INFORMATION SHOWN:
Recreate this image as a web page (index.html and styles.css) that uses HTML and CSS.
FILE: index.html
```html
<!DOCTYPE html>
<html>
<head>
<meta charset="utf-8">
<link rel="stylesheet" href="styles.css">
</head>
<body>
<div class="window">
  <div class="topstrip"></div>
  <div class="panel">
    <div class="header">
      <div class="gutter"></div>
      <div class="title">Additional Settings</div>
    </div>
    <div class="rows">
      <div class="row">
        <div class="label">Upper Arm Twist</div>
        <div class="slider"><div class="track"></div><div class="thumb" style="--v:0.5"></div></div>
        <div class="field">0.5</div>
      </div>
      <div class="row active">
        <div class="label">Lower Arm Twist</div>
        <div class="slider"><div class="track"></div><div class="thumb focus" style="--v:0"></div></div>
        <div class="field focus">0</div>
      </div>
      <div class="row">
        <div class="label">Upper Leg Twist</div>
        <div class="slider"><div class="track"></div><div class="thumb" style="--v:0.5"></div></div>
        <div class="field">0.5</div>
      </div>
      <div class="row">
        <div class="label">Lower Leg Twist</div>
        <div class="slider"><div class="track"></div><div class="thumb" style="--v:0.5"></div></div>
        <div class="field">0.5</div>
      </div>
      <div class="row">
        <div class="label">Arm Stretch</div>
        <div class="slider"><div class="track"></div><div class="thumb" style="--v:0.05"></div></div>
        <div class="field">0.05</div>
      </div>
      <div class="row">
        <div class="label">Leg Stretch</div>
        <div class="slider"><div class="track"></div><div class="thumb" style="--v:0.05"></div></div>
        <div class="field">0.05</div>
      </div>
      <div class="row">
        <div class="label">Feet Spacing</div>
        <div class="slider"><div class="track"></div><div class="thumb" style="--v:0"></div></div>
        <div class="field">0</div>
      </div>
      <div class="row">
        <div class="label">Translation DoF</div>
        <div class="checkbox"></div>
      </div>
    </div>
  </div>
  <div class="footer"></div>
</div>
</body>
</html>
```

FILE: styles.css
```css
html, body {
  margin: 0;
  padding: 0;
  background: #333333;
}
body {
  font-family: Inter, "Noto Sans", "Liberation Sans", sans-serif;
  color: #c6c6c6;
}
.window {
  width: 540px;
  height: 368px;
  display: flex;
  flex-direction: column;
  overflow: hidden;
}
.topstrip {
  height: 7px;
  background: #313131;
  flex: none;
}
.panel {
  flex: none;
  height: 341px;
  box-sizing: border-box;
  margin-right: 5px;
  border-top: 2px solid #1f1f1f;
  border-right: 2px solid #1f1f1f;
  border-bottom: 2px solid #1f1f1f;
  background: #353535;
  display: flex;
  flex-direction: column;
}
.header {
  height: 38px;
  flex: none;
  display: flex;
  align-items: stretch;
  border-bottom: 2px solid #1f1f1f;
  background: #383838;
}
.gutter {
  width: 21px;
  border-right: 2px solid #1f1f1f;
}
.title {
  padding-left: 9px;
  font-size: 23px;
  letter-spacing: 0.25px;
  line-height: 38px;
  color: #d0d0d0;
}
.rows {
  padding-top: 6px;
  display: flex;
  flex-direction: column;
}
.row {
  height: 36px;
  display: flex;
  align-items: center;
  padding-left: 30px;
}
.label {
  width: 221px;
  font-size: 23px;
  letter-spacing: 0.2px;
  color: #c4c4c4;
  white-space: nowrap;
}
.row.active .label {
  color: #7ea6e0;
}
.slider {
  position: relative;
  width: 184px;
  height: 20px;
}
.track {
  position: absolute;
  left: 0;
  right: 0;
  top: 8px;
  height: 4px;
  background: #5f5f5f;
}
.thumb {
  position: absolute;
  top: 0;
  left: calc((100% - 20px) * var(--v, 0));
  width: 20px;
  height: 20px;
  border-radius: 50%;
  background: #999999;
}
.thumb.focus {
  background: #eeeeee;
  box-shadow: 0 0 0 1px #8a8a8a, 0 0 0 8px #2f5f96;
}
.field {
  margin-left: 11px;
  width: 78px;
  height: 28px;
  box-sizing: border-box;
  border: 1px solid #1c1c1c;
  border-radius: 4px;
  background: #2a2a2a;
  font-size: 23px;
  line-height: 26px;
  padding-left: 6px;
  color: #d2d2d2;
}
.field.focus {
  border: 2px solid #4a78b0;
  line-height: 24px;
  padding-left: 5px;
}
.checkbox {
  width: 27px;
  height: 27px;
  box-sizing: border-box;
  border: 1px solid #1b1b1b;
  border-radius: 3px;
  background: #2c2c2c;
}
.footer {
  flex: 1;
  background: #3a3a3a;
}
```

--

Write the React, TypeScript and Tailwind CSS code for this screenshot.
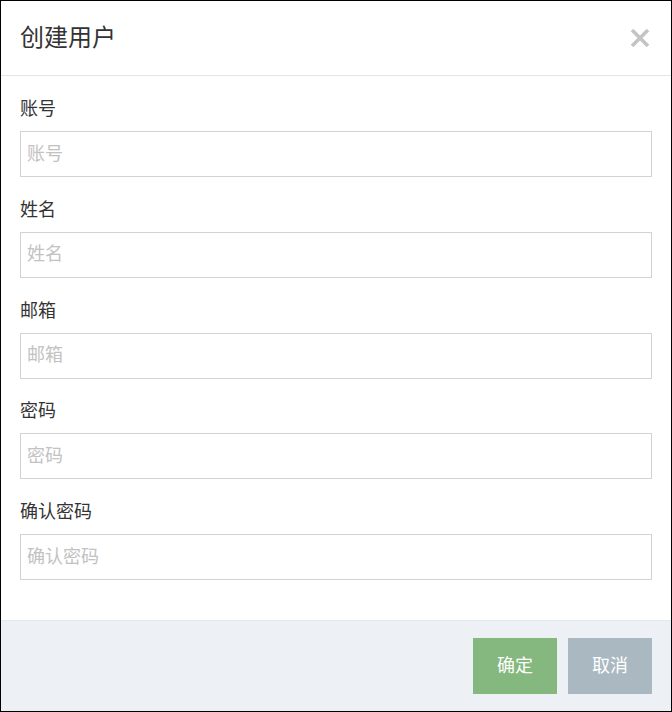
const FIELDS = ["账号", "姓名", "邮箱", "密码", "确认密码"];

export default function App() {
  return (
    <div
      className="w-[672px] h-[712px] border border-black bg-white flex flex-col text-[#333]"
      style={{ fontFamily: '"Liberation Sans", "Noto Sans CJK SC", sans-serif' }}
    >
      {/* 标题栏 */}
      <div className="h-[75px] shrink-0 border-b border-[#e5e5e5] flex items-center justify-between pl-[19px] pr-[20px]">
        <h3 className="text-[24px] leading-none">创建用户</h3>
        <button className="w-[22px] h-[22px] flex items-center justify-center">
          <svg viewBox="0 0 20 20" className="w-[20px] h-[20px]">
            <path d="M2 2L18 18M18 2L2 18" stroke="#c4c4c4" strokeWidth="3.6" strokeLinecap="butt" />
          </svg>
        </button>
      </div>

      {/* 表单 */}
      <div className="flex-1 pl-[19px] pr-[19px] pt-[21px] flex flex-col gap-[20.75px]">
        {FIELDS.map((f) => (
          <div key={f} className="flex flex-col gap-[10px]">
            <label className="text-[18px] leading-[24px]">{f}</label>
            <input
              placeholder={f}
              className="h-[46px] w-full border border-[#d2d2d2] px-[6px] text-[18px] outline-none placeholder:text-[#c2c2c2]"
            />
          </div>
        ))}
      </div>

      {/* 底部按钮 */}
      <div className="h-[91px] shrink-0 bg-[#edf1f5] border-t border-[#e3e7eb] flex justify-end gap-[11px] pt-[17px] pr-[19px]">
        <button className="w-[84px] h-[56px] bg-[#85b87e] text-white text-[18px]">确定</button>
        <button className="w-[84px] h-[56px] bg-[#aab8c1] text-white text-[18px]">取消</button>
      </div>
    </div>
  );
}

---

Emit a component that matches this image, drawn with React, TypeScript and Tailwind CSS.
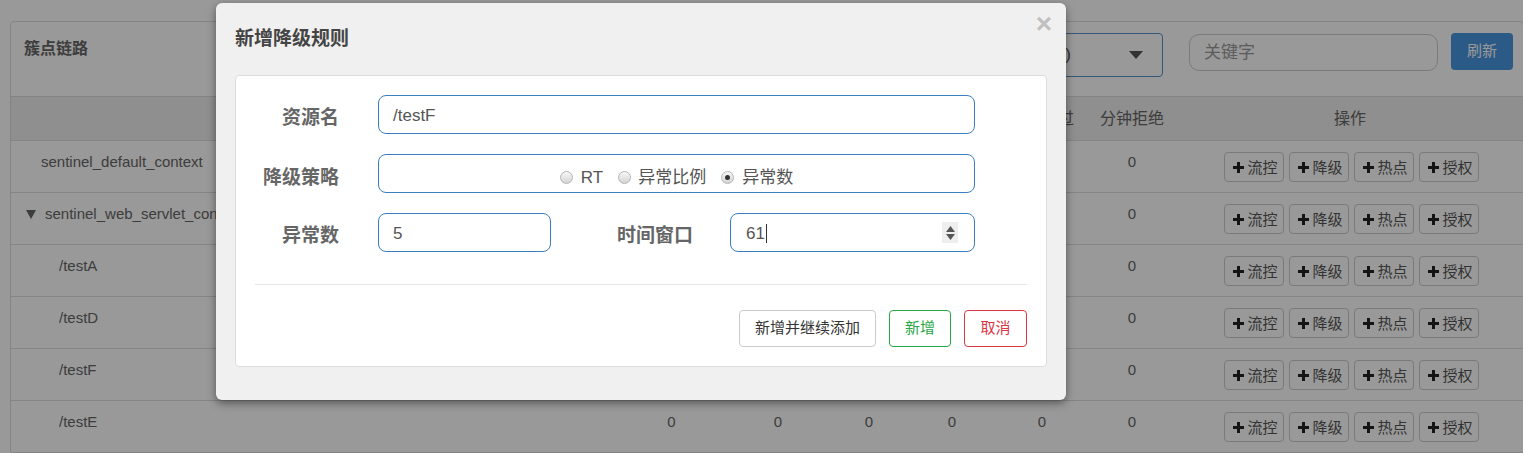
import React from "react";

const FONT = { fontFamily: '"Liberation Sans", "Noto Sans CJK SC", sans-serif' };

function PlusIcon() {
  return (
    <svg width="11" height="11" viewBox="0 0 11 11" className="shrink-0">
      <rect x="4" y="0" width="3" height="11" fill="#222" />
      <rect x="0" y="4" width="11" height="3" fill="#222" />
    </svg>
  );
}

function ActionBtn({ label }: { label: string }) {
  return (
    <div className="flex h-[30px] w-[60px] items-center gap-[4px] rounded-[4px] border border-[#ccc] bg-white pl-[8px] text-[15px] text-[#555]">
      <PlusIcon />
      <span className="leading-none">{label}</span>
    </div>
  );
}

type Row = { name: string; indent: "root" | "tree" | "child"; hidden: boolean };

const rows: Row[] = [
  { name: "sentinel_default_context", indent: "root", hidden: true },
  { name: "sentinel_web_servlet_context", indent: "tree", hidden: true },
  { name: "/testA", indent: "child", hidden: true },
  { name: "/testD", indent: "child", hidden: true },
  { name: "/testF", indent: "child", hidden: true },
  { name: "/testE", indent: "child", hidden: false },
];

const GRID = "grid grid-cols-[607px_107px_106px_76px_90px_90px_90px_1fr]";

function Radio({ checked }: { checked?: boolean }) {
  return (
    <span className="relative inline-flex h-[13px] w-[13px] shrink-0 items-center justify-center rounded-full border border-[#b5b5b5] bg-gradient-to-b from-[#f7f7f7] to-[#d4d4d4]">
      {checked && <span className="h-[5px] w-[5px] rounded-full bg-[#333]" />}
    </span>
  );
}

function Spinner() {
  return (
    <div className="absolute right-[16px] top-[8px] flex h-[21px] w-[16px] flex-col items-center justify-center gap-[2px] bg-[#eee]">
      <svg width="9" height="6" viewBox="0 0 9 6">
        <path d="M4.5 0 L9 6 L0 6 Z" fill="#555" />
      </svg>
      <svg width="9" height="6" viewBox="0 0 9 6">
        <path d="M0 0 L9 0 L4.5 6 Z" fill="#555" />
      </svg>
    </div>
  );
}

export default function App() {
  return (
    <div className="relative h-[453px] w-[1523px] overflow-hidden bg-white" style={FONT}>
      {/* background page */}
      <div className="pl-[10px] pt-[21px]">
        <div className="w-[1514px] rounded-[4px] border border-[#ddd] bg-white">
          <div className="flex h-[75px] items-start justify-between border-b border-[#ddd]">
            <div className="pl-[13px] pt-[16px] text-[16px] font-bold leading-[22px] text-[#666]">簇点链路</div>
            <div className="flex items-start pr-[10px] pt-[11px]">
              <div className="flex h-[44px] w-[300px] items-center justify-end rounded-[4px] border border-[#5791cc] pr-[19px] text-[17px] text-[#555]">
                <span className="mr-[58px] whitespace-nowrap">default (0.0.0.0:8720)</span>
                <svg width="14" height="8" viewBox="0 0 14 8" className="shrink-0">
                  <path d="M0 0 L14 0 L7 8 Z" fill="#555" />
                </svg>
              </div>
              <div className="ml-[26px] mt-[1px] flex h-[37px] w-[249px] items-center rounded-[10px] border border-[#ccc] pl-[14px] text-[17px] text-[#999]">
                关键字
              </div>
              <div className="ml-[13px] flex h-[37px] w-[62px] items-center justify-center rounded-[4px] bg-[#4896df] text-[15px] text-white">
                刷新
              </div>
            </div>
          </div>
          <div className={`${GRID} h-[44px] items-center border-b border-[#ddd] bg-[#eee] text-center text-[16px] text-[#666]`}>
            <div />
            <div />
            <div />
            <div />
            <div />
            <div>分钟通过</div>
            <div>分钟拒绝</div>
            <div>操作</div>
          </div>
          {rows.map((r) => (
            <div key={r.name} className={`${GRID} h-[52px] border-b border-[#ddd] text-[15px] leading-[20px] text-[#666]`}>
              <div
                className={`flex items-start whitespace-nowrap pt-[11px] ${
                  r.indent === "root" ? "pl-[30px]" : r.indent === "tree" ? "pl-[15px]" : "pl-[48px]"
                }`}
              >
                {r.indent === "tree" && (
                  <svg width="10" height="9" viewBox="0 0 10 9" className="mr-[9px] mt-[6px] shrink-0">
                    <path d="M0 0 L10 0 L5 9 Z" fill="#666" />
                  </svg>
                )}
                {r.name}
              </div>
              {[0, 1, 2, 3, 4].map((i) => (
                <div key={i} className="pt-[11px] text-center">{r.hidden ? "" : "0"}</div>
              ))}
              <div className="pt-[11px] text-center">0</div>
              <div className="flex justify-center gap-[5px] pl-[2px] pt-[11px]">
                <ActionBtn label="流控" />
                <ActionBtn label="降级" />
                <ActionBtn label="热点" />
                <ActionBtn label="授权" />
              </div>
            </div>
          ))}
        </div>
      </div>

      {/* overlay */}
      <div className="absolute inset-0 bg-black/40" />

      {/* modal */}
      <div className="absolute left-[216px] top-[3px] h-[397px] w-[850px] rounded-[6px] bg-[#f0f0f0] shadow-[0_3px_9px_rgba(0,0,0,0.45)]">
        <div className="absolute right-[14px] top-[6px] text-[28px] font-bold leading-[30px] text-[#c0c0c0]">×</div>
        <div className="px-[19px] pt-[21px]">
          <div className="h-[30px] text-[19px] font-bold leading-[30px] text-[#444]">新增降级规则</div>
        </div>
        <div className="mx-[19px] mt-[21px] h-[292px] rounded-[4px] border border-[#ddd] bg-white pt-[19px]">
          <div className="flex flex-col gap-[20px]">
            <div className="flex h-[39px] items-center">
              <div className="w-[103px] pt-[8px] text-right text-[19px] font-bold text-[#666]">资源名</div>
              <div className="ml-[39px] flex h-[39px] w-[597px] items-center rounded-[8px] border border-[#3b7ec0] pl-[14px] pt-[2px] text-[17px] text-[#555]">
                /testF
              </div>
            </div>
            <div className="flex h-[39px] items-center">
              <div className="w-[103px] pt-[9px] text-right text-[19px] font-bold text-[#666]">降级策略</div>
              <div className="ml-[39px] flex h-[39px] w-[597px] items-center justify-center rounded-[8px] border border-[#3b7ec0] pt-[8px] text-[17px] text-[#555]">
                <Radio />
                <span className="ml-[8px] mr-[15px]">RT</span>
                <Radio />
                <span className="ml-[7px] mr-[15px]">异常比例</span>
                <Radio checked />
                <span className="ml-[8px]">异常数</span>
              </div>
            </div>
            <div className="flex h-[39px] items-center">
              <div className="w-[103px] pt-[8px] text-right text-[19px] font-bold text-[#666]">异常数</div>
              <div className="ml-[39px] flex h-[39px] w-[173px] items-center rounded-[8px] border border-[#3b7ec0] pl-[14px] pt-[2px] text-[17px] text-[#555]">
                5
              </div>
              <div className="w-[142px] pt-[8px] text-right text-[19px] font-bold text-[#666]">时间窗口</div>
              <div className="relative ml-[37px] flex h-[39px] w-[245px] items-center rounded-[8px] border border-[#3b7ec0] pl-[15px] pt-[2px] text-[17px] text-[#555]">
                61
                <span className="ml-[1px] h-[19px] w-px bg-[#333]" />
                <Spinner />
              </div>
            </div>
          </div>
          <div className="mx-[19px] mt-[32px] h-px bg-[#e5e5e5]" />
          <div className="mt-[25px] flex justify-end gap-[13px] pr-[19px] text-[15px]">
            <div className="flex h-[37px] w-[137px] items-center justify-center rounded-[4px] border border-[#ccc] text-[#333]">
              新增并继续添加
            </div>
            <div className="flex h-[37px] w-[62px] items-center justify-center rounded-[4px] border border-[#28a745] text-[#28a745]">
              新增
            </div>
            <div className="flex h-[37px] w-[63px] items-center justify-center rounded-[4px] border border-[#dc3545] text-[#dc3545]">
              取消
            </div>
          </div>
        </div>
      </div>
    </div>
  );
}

THE PROBLEM: Wherever the string "styles" appears in the entries above, list that line.

RESULT FOR THIS TASK:
Recreate this image as a web page (index.html and styles.css) that uses HTML and CSS.
<link rel="stylesheet" href="styles.css">
FILE: styles.css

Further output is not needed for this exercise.